TASK DETAILS.
Find the lines with the string "index" and return them.

DATA SEGMENT.
# # # #
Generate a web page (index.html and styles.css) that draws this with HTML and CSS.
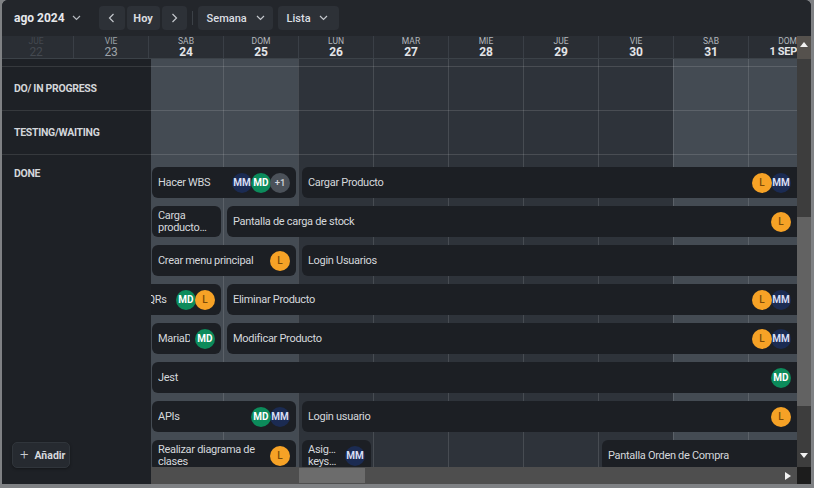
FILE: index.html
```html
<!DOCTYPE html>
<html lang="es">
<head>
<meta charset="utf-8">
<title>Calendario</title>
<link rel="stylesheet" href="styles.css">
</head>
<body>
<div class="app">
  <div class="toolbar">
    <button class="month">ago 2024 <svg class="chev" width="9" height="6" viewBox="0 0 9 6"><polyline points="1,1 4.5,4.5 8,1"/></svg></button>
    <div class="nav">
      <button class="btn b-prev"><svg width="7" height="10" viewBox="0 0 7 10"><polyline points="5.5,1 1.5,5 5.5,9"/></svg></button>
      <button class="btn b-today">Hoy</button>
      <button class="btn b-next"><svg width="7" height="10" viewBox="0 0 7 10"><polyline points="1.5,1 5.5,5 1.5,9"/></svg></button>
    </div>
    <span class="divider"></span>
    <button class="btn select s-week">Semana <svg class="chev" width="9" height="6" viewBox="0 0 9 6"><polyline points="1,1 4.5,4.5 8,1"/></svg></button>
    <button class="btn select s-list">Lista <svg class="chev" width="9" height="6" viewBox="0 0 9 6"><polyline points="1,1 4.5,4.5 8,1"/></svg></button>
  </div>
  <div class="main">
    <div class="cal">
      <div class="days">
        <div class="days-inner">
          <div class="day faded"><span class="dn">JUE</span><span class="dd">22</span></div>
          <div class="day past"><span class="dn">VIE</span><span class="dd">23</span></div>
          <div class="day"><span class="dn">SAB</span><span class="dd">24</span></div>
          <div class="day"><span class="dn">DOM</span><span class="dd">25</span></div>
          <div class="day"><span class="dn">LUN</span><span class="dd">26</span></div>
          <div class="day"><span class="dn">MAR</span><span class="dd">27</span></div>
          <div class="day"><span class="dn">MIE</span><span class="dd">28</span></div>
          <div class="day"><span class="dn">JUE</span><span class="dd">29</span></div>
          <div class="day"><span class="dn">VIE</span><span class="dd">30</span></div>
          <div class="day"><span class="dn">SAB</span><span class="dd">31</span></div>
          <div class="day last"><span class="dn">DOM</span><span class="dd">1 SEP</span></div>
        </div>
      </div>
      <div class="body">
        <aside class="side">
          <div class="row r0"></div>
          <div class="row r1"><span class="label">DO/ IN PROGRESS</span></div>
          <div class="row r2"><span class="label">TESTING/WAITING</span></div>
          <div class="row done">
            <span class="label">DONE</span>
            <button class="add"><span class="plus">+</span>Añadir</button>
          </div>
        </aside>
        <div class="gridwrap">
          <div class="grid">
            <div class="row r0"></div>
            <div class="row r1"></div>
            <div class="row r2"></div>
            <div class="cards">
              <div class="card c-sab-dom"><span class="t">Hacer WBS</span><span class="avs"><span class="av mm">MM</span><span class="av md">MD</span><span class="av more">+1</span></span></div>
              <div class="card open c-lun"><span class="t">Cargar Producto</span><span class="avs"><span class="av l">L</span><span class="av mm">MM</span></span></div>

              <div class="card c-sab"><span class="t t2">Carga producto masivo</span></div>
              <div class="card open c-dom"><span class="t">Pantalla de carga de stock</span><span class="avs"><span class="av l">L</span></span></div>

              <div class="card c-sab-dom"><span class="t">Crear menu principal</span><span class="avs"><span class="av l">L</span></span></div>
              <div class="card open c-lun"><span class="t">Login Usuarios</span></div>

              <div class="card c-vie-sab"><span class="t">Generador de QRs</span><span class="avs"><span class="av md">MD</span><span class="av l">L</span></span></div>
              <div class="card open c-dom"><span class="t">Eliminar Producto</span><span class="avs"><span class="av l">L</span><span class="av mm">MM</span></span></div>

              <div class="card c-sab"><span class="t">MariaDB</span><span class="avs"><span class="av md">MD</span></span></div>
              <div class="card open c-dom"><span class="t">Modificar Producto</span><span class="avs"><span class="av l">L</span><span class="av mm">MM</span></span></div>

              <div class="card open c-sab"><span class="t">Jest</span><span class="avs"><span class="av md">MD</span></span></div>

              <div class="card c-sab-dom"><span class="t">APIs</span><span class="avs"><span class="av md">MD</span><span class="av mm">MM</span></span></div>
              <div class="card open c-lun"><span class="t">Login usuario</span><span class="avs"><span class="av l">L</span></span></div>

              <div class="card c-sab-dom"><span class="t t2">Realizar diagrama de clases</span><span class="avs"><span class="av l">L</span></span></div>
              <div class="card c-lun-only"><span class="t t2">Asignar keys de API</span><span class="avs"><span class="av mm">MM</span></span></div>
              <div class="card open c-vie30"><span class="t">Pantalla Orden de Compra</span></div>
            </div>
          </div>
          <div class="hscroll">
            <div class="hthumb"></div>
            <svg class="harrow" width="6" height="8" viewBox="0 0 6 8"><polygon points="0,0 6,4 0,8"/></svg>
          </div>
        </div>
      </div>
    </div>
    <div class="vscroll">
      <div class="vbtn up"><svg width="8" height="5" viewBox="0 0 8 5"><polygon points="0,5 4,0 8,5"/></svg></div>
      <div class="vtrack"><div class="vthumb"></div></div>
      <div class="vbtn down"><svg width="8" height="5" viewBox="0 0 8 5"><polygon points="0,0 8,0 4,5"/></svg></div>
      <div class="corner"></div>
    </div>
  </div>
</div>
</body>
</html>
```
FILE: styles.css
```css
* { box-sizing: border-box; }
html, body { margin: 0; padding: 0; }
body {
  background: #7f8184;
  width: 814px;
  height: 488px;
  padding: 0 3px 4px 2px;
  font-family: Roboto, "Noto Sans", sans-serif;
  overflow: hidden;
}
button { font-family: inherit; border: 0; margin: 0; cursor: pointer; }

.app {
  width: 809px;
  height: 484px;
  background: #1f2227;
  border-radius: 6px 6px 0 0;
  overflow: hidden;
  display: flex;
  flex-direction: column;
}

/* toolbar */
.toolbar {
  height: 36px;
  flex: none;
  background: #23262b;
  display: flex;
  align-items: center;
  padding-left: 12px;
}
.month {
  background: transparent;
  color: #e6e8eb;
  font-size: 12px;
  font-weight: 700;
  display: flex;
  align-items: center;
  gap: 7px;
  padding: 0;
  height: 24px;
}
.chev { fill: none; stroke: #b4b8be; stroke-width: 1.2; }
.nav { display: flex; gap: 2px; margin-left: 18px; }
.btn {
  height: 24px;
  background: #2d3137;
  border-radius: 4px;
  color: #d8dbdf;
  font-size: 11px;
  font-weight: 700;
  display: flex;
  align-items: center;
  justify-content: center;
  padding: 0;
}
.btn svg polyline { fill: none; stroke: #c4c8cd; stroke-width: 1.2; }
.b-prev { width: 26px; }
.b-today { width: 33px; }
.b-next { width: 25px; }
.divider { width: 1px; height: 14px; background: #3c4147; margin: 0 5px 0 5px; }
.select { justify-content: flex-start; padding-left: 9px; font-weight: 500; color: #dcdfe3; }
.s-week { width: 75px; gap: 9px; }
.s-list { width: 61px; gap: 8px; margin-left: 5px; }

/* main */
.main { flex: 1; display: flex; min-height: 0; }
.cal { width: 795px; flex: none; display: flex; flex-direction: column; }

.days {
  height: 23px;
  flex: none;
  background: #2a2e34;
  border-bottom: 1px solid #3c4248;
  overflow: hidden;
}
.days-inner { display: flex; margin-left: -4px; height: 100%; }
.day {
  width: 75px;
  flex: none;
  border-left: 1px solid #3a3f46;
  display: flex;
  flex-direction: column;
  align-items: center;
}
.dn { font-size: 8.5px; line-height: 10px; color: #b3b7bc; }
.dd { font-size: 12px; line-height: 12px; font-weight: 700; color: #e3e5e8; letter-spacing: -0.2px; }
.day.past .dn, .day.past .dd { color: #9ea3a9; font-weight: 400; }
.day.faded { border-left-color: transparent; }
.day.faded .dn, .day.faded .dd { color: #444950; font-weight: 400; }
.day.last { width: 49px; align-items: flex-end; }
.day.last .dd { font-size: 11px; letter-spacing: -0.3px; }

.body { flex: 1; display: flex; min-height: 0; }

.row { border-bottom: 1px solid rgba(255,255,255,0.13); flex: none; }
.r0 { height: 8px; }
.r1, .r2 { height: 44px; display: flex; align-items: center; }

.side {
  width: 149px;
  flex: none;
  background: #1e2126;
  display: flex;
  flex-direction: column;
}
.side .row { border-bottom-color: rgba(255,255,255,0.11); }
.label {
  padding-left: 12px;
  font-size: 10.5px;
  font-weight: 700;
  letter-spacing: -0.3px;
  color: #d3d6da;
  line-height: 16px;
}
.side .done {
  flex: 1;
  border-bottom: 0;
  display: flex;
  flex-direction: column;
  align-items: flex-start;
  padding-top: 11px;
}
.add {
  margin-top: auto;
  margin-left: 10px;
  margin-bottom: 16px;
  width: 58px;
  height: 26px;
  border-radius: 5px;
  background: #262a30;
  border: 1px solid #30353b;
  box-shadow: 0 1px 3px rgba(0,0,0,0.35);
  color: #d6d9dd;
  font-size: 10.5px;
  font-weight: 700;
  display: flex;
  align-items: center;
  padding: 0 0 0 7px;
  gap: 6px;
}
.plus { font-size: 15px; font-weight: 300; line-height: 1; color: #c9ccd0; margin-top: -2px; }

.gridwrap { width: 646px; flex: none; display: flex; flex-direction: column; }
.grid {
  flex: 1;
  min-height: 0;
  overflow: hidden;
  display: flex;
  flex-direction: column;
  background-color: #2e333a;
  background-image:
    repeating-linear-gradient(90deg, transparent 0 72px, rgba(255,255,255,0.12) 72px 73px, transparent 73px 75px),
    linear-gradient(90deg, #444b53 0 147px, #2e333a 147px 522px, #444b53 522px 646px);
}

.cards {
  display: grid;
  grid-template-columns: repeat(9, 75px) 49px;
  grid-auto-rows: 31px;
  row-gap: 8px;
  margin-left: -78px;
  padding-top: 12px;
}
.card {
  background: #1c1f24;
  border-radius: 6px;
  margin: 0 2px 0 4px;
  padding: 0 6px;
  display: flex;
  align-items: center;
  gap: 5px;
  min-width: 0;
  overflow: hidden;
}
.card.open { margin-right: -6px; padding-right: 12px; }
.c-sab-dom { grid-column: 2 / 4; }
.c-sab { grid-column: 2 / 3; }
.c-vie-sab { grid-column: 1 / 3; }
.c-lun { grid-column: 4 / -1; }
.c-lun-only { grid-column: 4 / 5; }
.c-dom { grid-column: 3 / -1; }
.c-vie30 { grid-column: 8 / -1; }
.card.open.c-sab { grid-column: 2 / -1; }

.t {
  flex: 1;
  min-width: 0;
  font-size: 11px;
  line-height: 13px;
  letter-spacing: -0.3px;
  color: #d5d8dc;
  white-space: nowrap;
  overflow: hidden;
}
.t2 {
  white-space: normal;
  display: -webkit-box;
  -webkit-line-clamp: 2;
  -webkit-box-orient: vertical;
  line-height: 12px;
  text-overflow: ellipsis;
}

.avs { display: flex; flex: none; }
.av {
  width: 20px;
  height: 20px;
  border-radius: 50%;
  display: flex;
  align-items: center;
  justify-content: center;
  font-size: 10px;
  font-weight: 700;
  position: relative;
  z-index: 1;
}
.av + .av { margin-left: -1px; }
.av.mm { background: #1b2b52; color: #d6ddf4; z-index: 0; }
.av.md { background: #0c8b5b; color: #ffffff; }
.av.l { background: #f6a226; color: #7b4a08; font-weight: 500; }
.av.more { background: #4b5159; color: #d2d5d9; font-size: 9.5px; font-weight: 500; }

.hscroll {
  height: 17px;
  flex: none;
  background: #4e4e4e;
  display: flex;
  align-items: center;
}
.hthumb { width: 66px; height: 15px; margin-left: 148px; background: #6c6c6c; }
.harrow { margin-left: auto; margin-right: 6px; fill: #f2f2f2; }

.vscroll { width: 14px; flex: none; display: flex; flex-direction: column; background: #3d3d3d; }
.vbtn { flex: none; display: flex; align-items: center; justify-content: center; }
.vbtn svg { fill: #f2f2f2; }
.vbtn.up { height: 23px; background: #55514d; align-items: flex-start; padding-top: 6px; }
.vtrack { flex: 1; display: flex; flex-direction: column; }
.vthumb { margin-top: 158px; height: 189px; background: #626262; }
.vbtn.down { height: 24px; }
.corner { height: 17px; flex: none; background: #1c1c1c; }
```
# # # #
EXPECTED OUTPUT.
Generate a web page (index.html and styles.css) that draws this with HTML and CSS.
FILE: index.html
  z-index: 1;
.av.mm { background: #1b2b52; color: #d6ddf4; z-index: 0; }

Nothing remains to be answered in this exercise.